═════ Data block

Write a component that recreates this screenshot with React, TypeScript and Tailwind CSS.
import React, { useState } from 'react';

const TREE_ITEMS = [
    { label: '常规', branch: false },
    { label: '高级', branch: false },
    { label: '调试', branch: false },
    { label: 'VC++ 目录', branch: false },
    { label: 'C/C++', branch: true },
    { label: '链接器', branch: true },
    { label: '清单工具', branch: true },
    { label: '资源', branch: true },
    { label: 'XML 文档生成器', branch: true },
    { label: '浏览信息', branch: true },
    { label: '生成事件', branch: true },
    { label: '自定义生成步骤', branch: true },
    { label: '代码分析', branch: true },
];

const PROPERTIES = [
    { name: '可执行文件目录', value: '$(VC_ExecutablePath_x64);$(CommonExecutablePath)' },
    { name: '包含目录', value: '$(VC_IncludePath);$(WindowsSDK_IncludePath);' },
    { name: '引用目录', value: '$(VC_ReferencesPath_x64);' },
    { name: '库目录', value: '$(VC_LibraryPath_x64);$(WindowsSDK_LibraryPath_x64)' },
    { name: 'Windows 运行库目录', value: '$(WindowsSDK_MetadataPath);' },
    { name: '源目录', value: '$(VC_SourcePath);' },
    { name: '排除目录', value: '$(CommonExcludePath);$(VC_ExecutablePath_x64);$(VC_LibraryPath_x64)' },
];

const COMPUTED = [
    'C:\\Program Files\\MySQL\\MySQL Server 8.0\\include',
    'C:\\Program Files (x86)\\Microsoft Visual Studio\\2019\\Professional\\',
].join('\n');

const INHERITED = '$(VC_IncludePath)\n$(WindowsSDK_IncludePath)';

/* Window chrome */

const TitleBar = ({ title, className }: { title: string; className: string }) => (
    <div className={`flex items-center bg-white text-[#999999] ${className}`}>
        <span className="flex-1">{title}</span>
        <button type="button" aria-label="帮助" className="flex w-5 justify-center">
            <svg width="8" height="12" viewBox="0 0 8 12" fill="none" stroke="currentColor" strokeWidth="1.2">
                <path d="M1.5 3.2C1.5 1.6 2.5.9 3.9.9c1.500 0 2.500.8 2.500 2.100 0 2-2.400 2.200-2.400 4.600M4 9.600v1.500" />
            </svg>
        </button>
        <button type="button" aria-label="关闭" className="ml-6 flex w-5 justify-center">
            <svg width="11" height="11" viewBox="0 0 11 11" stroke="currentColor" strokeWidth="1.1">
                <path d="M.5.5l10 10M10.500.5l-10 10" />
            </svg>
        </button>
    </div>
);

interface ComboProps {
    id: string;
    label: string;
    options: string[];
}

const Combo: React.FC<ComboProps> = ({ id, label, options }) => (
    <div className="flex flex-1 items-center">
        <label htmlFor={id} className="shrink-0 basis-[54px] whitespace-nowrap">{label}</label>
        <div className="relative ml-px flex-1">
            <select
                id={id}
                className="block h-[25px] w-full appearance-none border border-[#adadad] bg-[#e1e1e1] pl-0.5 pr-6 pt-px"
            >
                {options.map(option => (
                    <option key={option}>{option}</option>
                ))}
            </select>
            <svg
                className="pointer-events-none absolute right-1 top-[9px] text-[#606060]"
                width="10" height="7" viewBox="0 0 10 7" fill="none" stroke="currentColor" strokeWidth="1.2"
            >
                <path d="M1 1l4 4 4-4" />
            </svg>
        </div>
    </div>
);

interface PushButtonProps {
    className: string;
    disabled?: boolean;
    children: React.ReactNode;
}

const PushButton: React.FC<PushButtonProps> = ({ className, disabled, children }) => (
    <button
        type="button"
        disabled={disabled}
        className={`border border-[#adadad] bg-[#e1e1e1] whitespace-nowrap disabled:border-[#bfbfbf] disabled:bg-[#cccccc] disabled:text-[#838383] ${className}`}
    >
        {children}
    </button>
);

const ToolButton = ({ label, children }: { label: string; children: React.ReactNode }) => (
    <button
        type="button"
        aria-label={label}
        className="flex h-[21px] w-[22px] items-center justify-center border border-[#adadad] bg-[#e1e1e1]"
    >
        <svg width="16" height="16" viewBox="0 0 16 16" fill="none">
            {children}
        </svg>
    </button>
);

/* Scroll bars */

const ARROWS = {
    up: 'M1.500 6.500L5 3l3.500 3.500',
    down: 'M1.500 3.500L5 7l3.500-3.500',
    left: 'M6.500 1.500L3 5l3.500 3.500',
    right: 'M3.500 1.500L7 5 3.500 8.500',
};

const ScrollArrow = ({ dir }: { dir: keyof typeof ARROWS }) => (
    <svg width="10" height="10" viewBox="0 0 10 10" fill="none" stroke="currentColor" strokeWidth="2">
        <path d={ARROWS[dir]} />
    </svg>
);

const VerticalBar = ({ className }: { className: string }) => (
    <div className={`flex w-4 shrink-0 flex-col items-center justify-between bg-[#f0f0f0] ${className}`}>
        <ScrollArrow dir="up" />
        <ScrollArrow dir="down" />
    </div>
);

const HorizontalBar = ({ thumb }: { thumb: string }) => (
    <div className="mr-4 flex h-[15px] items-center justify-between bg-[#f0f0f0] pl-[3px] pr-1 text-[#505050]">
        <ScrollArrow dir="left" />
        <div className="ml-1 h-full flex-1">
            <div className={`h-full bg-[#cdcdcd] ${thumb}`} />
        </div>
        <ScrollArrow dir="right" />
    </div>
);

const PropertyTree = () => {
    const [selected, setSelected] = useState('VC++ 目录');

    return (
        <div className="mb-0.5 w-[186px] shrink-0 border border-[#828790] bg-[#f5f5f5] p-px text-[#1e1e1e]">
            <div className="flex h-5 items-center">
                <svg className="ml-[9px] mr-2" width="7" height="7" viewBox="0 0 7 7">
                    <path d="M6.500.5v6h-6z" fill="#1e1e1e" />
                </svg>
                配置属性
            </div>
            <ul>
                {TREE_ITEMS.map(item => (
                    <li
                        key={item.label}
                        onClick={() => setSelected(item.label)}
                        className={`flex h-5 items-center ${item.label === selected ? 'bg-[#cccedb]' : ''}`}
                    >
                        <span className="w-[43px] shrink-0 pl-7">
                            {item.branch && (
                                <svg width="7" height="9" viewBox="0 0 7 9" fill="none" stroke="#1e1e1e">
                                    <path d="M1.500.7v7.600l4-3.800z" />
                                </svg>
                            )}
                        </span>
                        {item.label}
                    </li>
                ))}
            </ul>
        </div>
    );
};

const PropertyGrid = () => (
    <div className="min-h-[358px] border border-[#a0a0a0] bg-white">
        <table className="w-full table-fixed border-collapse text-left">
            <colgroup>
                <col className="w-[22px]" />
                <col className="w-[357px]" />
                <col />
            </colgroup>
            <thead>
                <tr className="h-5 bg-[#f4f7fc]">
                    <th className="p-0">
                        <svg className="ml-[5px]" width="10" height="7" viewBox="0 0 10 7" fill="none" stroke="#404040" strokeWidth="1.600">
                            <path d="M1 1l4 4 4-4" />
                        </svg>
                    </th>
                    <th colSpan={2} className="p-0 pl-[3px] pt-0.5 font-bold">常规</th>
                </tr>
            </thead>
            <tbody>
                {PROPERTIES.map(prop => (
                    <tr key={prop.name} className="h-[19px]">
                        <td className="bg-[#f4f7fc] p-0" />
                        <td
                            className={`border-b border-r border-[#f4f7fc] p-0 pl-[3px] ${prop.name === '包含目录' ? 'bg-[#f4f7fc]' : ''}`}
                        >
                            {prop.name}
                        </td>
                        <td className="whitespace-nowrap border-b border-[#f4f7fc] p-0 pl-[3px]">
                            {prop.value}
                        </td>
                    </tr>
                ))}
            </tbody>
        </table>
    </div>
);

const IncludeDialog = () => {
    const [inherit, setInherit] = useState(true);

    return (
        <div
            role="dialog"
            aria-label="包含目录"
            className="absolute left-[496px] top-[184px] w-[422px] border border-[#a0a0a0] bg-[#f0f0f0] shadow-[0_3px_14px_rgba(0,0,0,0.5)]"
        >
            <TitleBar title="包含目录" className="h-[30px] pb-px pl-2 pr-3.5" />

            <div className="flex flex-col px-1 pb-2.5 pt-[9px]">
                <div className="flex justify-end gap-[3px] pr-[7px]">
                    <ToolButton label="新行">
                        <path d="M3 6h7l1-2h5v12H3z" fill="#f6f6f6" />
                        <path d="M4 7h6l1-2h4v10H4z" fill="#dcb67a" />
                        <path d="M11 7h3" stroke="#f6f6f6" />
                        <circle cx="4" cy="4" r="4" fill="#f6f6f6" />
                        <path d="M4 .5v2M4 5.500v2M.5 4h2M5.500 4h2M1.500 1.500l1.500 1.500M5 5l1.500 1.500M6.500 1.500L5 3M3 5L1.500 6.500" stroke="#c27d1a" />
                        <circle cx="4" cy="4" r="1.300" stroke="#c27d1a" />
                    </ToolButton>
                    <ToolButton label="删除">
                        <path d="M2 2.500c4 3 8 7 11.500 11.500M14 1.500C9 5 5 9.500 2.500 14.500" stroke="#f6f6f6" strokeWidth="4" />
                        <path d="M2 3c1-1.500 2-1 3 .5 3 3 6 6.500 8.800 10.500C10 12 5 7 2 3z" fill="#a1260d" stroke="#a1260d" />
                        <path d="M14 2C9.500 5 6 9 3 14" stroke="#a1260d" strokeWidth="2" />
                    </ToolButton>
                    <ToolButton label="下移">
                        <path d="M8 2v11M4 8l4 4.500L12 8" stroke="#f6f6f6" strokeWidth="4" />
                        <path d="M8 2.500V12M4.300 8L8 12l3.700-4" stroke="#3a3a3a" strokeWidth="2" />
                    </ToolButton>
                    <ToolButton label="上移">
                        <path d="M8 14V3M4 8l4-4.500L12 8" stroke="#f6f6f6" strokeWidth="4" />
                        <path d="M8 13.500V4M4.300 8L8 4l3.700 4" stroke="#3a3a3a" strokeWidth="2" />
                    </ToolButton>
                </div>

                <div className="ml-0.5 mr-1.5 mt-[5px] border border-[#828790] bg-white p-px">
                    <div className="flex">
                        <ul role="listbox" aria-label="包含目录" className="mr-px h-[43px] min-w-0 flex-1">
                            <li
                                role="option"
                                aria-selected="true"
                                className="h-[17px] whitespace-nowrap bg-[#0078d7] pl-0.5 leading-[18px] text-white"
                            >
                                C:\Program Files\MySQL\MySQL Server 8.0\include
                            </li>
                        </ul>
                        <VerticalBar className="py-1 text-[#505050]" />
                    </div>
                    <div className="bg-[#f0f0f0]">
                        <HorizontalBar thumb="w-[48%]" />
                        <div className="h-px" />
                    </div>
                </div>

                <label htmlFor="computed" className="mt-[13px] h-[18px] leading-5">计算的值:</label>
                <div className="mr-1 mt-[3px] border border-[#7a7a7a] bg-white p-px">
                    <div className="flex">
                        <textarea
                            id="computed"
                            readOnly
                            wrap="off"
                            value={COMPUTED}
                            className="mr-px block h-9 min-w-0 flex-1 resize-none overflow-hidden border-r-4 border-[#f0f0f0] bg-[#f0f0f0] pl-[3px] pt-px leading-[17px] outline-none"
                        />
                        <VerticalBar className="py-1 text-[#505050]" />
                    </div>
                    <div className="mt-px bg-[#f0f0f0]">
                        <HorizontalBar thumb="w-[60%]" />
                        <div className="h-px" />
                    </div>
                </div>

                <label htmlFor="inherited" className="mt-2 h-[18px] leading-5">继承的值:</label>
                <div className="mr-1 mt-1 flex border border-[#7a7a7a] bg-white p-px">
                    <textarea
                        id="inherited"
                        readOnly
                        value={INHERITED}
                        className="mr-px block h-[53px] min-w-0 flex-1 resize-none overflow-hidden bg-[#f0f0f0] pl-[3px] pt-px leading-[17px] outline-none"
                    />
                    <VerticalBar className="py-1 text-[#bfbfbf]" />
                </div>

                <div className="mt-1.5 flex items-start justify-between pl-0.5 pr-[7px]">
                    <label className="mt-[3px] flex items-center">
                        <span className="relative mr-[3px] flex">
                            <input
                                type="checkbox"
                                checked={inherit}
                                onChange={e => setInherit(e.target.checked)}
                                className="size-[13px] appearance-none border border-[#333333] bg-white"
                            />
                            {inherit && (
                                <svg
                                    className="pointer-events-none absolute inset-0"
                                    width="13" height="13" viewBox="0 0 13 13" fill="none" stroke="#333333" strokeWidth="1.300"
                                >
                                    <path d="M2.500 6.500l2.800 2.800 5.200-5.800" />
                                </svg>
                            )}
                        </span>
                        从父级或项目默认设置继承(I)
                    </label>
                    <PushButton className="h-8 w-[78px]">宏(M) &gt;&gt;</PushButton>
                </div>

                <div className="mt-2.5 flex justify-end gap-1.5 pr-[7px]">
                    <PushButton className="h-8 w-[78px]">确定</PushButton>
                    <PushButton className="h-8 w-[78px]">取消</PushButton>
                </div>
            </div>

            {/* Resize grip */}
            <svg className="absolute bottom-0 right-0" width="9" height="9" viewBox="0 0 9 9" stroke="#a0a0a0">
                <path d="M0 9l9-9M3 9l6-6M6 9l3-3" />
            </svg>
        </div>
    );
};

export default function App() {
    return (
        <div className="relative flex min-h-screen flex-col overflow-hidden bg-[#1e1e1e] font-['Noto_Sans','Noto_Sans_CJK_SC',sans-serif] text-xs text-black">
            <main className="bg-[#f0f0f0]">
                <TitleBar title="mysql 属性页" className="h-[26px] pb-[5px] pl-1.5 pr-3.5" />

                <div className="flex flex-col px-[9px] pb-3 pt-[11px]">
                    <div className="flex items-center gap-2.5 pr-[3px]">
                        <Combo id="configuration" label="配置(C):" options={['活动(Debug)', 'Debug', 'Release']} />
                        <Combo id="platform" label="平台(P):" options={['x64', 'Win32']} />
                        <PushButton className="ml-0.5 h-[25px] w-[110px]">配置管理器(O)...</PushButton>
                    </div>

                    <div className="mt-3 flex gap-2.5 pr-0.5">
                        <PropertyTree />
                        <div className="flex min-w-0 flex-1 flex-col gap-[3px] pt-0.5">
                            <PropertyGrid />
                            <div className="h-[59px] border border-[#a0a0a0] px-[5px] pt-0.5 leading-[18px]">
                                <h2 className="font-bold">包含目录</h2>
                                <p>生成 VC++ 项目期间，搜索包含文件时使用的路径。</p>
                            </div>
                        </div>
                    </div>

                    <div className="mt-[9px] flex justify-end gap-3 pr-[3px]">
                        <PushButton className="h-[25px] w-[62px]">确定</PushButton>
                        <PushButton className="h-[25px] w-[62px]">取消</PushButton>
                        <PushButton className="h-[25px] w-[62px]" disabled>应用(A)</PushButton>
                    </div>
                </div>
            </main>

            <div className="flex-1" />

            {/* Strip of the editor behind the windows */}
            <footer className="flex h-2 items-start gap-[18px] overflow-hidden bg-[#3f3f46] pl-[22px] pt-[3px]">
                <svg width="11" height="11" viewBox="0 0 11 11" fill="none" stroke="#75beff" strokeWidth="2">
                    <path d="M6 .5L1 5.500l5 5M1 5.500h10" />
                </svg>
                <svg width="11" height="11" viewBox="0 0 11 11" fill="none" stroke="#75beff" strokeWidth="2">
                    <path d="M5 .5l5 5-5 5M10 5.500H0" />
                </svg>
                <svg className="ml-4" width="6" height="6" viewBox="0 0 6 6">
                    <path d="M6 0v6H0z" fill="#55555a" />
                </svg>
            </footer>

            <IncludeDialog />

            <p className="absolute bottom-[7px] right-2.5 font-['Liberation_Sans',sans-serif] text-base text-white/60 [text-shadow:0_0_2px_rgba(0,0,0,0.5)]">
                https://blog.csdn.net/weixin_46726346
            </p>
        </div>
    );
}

══════════

## Written request
What is needed is an exact copy of the lines from the start of the listing through the line where "Window chrome */" sits, please, both end lines included and nothing more.

## Full answer
Write a component that recreates this screenshot with React, TypeScript and Tailwind CSS.
import React, { useState } from 'react';

const TREE_ITEMS = [
    { label: '常规', branch: false },
    { label: '高级', branch: false },
    { label: '调试', branch: false },
    { label: 'VC++ 目录', branch: false },
    { label: 'C/C++', branch: true },
    { label: '链接器', branch: true },
    { label: '清单工具', branch: true },
    { label: '资源', branch: true },
    { label: 'XML 文档生成器', branch: true },
    { label: '浏览信息', branch: true },
    { label: '生成事件', branch: true },
    { label: '自定义生成步骤', branch: true },
    { label: '代码分析', branch: true },
];

const PROPERTIES = [
    { name: '可执行文件目录', value: '$(VC_ExecutablePath_x64);$(CommonExecutablePath)' },
    { name: '包含目录', value: '$(VC_IncludePath);$(WindowsSDK_IncludePath);' },
    { name: '引用目录', value: '$(VC_ReferencesPath_x64);' },
    { name: '库目录', value: '$(VC_LibraryPath_x64);$(WindowsSDK_LibraryPath_x64)' },
    { name: 'Windows 运行库目录', value: '$(WindowsSDK_MetadataPath);' },
    { name: '源目录', value: '$(VC_SourcePath);' },
    { name: '排除目录', value: '$(CommonExcludePath);$(VC_ExecutablePath_x64);$(VC_LibraryPath_x64)' },
];

const COMPUTED = [
    'C:\\Program Files\\MySQL\\MySQL Server 8.0\\include',
    'C:\\Program Files (x86)\\Microsoft Visual Studio\\2019\\Professional\\',
].join('\n');

const INHERITED = '$(VC_IncludePath)\n$(WindowsSDK_IncludePath)';

/* Window chrome */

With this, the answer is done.